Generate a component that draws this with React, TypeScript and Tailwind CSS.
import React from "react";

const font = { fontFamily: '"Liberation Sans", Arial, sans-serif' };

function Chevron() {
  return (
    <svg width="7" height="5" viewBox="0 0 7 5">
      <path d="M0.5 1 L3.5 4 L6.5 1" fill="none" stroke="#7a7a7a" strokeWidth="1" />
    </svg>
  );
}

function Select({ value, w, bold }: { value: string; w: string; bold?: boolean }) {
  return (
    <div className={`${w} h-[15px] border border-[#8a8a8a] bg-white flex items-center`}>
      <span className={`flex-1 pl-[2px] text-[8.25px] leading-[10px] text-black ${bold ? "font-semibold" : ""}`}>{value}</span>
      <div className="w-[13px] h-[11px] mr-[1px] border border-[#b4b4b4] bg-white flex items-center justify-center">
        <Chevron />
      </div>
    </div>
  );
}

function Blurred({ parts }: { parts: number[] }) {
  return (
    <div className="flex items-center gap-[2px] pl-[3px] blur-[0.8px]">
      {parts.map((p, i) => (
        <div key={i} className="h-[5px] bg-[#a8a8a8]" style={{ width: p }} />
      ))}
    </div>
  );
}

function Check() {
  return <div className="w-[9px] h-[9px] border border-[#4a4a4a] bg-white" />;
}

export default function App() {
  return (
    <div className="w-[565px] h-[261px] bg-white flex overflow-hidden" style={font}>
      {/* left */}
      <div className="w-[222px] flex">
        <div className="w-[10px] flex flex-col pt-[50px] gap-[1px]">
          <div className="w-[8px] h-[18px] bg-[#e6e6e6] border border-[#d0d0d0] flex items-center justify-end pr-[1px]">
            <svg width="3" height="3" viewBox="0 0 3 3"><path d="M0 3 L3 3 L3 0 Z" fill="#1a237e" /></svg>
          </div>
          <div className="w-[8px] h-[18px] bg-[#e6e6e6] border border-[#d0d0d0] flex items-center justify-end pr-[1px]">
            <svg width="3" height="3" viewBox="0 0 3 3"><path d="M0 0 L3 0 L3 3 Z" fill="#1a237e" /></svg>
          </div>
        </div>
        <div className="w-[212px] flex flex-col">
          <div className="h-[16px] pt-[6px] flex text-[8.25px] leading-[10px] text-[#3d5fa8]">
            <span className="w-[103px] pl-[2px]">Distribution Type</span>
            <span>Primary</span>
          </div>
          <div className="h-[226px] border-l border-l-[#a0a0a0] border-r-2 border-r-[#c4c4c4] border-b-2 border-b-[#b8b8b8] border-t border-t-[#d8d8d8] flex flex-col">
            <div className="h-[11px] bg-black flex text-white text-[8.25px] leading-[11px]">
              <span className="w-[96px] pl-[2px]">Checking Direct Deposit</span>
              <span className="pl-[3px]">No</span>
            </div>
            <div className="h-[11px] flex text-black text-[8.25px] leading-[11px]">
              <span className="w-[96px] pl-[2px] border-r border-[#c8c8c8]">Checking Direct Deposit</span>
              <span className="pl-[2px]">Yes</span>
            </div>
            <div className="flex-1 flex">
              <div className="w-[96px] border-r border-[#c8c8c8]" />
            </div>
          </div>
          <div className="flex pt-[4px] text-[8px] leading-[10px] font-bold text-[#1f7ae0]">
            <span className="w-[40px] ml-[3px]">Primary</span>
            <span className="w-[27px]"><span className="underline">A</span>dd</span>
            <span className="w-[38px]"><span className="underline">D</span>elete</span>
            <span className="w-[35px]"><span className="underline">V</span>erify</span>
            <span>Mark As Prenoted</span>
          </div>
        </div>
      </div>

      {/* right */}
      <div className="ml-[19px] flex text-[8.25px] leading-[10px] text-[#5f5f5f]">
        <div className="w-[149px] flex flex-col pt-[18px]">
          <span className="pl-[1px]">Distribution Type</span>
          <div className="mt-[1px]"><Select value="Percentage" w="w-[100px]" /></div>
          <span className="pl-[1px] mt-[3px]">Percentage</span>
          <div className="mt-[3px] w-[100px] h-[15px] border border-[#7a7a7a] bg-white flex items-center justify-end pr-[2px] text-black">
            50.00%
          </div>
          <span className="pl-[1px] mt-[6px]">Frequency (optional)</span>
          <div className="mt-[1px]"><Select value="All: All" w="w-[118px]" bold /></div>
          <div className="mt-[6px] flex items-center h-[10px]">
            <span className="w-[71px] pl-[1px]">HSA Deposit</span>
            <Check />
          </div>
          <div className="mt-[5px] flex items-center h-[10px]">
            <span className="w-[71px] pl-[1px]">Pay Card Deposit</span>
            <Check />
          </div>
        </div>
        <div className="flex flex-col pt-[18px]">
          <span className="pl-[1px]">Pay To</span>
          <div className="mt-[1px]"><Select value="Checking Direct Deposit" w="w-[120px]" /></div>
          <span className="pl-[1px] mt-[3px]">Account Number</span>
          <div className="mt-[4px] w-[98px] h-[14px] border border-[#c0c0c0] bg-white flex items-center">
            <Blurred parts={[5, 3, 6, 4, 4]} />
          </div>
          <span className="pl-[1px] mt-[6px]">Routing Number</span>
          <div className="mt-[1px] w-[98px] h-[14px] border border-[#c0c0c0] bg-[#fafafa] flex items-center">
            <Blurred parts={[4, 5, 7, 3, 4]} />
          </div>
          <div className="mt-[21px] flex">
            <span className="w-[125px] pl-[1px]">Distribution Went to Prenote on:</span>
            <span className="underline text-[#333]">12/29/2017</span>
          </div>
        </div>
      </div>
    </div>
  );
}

::::::::::

TASK GOAL –
From the listing above, pick out each line where the word "React" appears.

ANSWER TO THIS PROBLEM –
Generate a component that draws this with React, TypeScript and Tailwind CSS.
import React from "react";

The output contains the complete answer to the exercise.